## Task brief
Every entry here needs to be repeated exactly.

--- start Dataset ---

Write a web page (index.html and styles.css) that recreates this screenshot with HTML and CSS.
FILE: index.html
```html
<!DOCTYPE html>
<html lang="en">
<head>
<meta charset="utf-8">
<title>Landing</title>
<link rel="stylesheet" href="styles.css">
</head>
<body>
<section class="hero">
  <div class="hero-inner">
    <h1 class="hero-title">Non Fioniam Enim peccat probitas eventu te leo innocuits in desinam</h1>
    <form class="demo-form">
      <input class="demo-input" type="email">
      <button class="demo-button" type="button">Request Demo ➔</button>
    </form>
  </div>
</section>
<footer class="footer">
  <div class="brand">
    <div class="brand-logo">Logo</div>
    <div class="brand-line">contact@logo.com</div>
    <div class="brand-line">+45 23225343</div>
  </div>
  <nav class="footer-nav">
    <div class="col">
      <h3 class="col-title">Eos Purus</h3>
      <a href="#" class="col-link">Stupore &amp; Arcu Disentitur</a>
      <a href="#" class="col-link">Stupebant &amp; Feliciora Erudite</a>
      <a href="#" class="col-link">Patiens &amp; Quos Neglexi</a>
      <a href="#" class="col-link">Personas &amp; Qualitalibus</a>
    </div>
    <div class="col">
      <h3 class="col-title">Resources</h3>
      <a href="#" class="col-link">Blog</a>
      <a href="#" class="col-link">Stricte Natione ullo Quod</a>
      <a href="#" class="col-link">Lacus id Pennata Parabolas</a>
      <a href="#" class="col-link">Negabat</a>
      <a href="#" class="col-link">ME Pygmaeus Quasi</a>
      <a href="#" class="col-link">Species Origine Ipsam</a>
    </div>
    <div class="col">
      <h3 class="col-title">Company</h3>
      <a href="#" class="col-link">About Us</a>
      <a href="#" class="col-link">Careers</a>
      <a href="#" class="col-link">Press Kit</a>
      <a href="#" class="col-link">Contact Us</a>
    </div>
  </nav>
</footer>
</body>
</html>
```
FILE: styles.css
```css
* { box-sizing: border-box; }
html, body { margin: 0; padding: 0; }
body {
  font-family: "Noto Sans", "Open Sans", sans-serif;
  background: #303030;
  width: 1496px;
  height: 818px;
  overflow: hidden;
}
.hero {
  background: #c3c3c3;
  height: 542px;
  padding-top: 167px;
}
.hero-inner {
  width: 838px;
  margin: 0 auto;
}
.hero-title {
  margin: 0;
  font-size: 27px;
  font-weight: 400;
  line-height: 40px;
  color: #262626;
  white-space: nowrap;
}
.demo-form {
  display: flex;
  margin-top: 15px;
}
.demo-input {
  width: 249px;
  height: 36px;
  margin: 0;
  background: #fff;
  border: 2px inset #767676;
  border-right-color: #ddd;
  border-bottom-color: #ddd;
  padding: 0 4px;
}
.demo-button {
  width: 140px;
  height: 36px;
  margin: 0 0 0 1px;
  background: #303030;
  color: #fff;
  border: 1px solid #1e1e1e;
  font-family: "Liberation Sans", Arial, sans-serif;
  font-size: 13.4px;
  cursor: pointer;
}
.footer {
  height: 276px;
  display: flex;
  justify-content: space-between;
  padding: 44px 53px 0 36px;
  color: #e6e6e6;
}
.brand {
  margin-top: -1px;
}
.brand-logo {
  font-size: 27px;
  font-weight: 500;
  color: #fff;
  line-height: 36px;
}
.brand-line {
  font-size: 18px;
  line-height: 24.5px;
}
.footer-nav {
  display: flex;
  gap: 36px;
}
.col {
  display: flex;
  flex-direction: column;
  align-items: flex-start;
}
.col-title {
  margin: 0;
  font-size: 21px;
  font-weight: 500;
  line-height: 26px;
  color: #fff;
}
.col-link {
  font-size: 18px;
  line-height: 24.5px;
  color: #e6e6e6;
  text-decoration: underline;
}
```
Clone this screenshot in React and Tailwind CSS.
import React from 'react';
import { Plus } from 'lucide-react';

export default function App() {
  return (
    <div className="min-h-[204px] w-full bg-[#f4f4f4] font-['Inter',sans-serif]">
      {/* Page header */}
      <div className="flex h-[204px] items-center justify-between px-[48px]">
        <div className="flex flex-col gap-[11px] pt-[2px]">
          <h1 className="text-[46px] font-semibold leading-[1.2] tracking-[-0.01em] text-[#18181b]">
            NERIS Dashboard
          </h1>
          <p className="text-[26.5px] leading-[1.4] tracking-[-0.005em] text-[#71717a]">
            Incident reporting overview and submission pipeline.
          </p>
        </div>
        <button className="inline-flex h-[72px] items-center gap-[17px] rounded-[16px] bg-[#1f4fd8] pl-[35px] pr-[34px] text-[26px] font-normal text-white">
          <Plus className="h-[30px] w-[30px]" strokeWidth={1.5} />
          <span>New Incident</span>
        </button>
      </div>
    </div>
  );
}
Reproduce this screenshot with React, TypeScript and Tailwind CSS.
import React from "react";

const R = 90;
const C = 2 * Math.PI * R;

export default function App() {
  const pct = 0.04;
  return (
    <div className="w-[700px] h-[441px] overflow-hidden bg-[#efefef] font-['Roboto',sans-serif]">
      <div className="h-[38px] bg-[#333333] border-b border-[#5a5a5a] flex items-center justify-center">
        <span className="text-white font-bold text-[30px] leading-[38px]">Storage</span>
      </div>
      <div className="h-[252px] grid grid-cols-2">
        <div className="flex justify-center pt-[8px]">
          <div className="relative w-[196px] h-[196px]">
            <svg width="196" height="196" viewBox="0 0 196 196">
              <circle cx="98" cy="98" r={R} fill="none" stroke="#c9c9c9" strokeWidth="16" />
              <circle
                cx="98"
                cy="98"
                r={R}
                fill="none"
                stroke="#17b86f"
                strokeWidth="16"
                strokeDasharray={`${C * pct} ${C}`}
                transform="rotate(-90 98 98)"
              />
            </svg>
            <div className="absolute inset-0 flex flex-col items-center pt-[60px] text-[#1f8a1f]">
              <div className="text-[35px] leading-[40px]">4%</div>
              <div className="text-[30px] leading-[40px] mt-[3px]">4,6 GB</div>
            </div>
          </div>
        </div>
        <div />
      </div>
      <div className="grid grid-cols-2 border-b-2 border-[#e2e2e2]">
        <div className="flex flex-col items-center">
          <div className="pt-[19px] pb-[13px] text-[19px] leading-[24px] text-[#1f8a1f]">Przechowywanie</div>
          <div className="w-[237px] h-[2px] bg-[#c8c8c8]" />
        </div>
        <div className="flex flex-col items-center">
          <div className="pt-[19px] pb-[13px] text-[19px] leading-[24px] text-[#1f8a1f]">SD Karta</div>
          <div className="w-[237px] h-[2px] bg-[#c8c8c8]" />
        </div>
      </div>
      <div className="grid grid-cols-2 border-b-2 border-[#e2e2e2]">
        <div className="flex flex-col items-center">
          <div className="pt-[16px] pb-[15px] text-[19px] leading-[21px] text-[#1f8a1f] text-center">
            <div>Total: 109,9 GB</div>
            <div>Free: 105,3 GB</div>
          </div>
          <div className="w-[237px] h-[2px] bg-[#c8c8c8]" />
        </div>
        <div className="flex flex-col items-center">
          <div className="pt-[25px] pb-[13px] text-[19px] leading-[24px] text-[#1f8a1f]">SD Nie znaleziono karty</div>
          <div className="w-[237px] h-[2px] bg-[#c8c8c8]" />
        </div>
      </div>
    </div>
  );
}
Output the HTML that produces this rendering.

--- end Dataset ---

## Exercise answer
Write a web page (index.html and styles.css) that recreates this screenshot with HTML and CSS.
FILE: index.html
```html
<!DOCTYPE html>
<html lang="en">
<head>
<meta charset="utf-8">
<title>Landing</title>
<link rel="stylesheet" href="styles.css">
</head>
<body>
<section class="hero">
  <div class="hero-inner">
    <h1 class="hero-title">Non Fioniam Enim peccat probitas eventu te leo innocuits in desinam</h1>
    <form class="demo-form">
      <input class="demo-input" type="email">
      <button class="demo-button" type="button">Request Demo ➔</button>
    </form>
  </div>
</section>
<footer class="footer">
  <div class="brand">
    <div class="brand-logo">Logo</div>
    <div class="brand-line">contact@logo.com</div>
    <div class="brand-line">+45 23225343</div>
  </div>
  <nav class="footer-nav">
    <div class="col">
      <h3 class="col-title">Eos Purus</h3>
      <a href="#" class="col-link">Stupore &amp; Arcu Disentitur</a>
      <a href="#" class="col-link">Stupebant &amp; Feliciora Erudite</a>
      <a href="#" class="col-link">Patiens &amp; Quos Neglexi</a>
      <a href="#" class="col-link">Personas &amp; Qualitalibus</a>
    </div>
    <div class="col">
      <h3 class="col-title">Resources</h3>
      <a href="#" class="col-link">Blog</a>
      <a href="#" class="col-link">Stricte Natione ullo Quod</a>
      <a href="#" class="col-link">Lacus id Pennata Parabolas</a>
      <a href="#" class="col-link">Negabat</a>
      <a href="#" class="col-link">ME Pygmaeus Quasi</a>
      <a href="#" class="col-link">Species Origine Ipsam</a>
    </div>
    <div class="col">
      <h3 class="col-title">Company</h3>
      <a href="#" class="col-link">About Us</a>
      <a href="#" class="col-link">Careers</a>
      <a href="#" class="col-link">Press Kit</a>
      <a href="#" class="col-link">Contact Us</a>
    </div>
  </nav>
</footer>
</body>
</html>
```
FILE: styles.css
```css
* { box-sizing: border-box; }
html, body { margin: 0; padding: 0; }
body {
  font-family: "Noto Sans", "Open Sans", sans-serif;
  background: #303030;
  width: 1496px;
  height: 818px;
  overflow: hidden;
}
.hero {
  background: #c3c3c3;
  height: 542px;
  padding-top: 167px;
}
.hero-inner {
  width: 838px;
  margin: 0 auto;
}
.hero-title {
  margin: 0;
  font-size: 27px;
  font-weight: 400;
  line-height: 40px;
  color: #262626;
  white-space: nowrap;
}
.demo-form {
  display: flex;
  margin-top: 15px;
}
.demo-input {
  width: 249px;
  height: 36px;
  margin: 0;
  background: #fff;
  border: 2px inset #767676;
  border-right-color: #ddd;
  border-bottom-color: #ddd;
  padding: 0 4px;
}
.demo-button {
  width: 140px;
  height: 36px;
  margin: 0 0 0 1px;
  background: #303030;
  color: #fff;
  border: 1px solid #1e1e1e;
  font-family: "Liberation Sans", Arial, sans-serif;
  font-size: 13.4px;
  cursor: pointer;
}
.footer {
  height: 276px;
  display: flex;
  justify-content: space-between;
  padding: 44px 53px 0 36px;
  color: #e6e6e6;
}
.brand {
  margin-top: -1px;
}
.brand-logo {
  font-size: 27px;
  font-weight: 500;
  color: #fff;
  line-height: 36px;
}
.brand-line {
  font-size: 18px;
  line-height: 24.5px;
}
.footer-nav {
  display: flex;
  gap: 36px;
}
.col {
  display: flex;
  flex-direction: column;
  align-items: flex-start;
}
.col-title {
  margin: 0;
  font-size: 21px;
  font-weight: 500;
  line-height: 26px;
  color: #fff;
}
.col-link {
  font-size: 18px;
  line-height: 24.5px;
  color: #e6e6e6;
  text-decoration: underline;
}
```
Clone this screenshot in React and Tailwind CSS.
import React from 'react';
import { Plus } from 'lucide-react';

export default function App() {
  return (
    <div className="min-h-[204px] w-full bg-[#f4f4f4] font-['Inter',sans-serif]">
      {/* Page header */}
      <div className="flex h-[204px] items-center justify-between px-[48px]">
        <div className="flex flex-col gap-[11px] pt-[2px]">
          <h1 className="text-[46px] font-semibold leading-[1.2] tracking-[-0.01em] text-[#18181b]">
            NERIS Dashboard
          </h1>
          <p className="text-[26.5px] leading-[1.4] tracking-[-0.005em] text-[#71717a]">
            Incident reporting overview and submission pipeline.
          </p>
        </div>
        <button className="inline-flex h-[72px] items-center gap-[17px] rounded-[16px] bg-[#1f4fd8] pl-[35px] pr-[34px] text-[26px] font-normal text-white">
          <Plus className="h-[30px] w-[30px]" strokeWidth={1.5} />
          <span>New Incident</span>
        </button>
      </div>
    </div>
  );
}
Reproduce this screenshot with React, TypeScript and Tailwind CSS.
import React from "react";

const R = 90;
const C = 2 * Math.PI * R;

export default function App() {
  const pct = 0.04;
  return (
    <div className="w-[700px] h-[441px] overflow-hidden bg-[#efefef] font-['Roboto',sans-serif]">
      <div className="h-[38px] bg-[#333333] border-b border-[#5a5a5a] flex items-center justify-center">
        <span className="text-white font-bold text-[30px] leading-[38px]">Storage</span>
      </div>
      <div className="h-[252px] grid grid-cols-2">
        <div className="flex justify-center pt-[8px]">
          <div className="relative w-[196px] h-[196px]">
            <svg width="196" height="196" viewBox="0 0 196 196">
              <circle cx="98" cy="98" r={R} fill="none" stroke="#c9c9c9" strokeWidth="16" />
              <circle
                cx="98"
                cy="98"
                r={R}
                fill="none"
                stroke="#17b86f"
                strokeWidth="16"
                strokeDasharray={`${C * pct} ${C}`}
                transform="rotate(-90 98 98)"
              />
            </svg>
            <div className="absolute inset-0 flex flex-col items-center pt-[60px] text-[#1f8a1f]">
              <div className="text-[35px] leading-[40px]">4%</div>
              <div className="text-[30px] leading-[40px] mt-[3px]">4,6 GB</div>
            </div>
          </div>
        </div>
        <div />
      </div>
      <div className="grid grid-cols-2 border-b-2 border-[#e2e2e2]">
        <div className="flex flex-col items-center">
          <div className="pt-[19px] pb-[13px] text-[19px] leading-[24px] text-[#1f8a1f]">Przechowywanie</div>
          <div className="w-[237px] h-[2px] bg-[#c8c8c8]" />
        </div>
        <div className="flex flex-col items-center">
          <div className="pt-[19px] pb-[13px] text-[19px] leading-[24px] text-[#1f8a1f]">SD Karta</div>
          <div className="w-[237px] h-[2px] bg-[#c8c8c8]" />
        </div>
      </div>
      <div className="grid grid-cols-2 border-b-2 border-[#e2e2e2]">
        <div className="flex flex-col items-center">
          <div className="pt-[16px] pb-[15px] text-[19px] leading-[21px] text-[#1f8a1f] text-center">
            <div>Total: 109,9 GB</div>
            <div>Free: 105,3 GB</div>
          </div>
          <div className="w-[237px] h-[2px] bg-[#c8c8c8]" />
        </div>
        <div className="flex flex-col items-center">
          <div className="pt-[25px] pb-[13px] text-[19px] leading-[24px] text-[#1f8a1f]">SD Nie znaleziono karty</div>
          <div className="w-[237px] h-[2px] bg-[#c8c8c8]" />
        </div>
      </div>
    </div>
  );
}
Output the HTML that produces this rendering.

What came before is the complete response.